The mapPartitions approach

The cache miss resolver step was implemented using Spark's mapPartitions mechanisms. It requires a serializable callable. Objects keeping state, like locks and database connections, cannot be used for such purposes. The workaround is to instantiate those objects inside the callable, effectively creating them in the executor processes.

For most use cases, this won't matter: nearly all common use cases of classes in data engineering can be written as functions, where some degree of dependency injection is lost.

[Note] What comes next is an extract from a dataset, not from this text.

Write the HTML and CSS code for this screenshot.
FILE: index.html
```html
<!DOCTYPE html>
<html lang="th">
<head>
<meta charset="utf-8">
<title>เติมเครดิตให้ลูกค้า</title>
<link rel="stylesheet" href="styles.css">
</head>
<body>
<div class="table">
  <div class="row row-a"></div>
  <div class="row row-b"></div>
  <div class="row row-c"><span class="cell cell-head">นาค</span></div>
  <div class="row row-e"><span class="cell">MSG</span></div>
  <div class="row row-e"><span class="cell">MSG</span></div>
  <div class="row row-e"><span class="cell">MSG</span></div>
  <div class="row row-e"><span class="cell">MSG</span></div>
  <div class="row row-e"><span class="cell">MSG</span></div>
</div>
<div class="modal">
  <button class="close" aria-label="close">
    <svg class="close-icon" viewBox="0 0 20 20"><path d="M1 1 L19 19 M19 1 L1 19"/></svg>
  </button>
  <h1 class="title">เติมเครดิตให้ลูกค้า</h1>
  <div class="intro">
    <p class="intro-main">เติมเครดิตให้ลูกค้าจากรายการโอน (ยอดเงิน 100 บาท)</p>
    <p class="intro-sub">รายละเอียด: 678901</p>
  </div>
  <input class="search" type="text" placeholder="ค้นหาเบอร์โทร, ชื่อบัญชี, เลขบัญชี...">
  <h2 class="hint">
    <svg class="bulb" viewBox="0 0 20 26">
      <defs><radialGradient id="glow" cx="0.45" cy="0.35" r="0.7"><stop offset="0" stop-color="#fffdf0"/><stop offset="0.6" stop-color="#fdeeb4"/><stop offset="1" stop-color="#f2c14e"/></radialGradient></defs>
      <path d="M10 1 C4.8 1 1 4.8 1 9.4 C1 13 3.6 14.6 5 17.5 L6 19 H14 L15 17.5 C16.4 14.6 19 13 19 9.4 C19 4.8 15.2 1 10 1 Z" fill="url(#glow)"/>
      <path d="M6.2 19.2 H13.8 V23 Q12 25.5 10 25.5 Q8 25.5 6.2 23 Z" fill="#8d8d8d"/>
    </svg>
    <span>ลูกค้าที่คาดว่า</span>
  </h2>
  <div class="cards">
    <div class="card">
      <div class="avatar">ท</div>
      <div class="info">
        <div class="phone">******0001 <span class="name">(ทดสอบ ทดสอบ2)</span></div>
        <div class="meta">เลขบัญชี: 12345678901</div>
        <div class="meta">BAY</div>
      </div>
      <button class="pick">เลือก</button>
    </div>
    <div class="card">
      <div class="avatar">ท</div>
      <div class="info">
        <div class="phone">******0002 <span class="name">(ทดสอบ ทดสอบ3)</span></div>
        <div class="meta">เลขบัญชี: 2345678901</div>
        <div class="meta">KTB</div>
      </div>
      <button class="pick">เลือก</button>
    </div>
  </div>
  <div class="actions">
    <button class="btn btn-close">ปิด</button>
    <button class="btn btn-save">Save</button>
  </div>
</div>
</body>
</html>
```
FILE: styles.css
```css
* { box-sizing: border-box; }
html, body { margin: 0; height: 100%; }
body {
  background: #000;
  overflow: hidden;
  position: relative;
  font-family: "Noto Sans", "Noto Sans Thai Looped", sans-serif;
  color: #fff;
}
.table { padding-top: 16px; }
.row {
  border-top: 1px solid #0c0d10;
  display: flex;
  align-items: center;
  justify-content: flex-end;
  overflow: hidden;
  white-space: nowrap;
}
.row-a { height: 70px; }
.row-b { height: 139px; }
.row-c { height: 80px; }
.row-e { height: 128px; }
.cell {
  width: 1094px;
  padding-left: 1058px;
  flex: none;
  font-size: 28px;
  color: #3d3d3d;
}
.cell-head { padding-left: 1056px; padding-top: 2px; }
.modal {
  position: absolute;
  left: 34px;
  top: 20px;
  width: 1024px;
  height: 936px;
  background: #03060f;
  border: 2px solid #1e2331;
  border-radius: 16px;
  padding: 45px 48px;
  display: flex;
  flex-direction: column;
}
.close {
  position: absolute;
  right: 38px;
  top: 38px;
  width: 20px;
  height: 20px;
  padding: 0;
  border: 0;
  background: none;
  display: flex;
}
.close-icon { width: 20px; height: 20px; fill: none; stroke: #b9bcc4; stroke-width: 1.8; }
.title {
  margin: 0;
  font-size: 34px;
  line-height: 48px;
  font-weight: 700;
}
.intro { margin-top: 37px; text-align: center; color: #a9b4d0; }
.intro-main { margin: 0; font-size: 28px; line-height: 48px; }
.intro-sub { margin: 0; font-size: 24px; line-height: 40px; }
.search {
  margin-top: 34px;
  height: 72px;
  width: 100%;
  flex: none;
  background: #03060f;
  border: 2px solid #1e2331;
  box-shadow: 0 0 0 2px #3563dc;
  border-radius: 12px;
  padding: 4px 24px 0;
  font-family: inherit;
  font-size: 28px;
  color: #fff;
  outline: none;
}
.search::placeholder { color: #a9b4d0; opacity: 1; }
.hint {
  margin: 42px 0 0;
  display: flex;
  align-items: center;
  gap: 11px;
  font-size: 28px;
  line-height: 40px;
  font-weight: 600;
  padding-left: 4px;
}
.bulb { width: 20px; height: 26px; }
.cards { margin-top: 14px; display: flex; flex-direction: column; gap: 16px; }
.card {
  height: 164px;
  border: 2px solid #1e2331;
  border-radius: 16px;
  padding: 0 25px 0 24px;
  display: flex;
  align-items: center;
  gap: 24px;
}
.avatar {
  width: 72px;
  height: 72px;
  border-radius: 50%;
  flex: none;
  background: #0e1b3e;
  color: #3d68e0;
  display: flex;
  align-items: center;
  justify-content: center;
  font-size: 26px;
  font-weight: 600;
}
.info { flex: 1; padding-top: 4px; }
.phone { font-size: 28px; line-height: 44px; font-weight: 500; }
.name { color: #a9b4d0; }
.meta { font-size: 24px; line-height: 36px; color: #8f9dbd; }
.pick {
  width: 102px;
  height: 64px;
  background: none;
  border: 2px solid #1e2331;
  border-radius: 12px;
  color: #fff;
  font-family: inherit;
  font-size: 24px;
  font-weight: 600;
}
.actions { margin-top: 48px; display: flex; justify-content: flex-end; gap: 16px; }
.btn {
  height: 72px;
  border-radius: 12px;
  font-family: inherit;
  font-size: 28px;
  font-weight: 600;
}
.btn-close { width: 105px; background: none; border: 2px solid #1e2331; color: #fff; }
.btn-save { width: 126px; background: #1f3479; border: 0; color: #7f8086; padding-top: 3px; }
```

However, since the function being passed to mapPartitions is a parameter, one could simply create multiple functions, each injecting its own dependency.

mapPartitions provides for a quick and elegant solution, since it immediately reuses Kedro's Dataset definitions that have already been made in the catalog for the other 2 steps in our 3-step caching mechanism. That means we don't need to add extra catalog entries to parse a Parquet dataset using a different engine, like Pandas, thus keeping a lighter catalog. Note that the 2nd node (the cache miss resolver) will still use more workers if given them. In the committed design, we have explicitly given it only a single CPU to make best use of resources.

Conclusion

Using a three-stage caching mechanism allows optimizing compute resources, and reducing the time of consecutive runs substantially.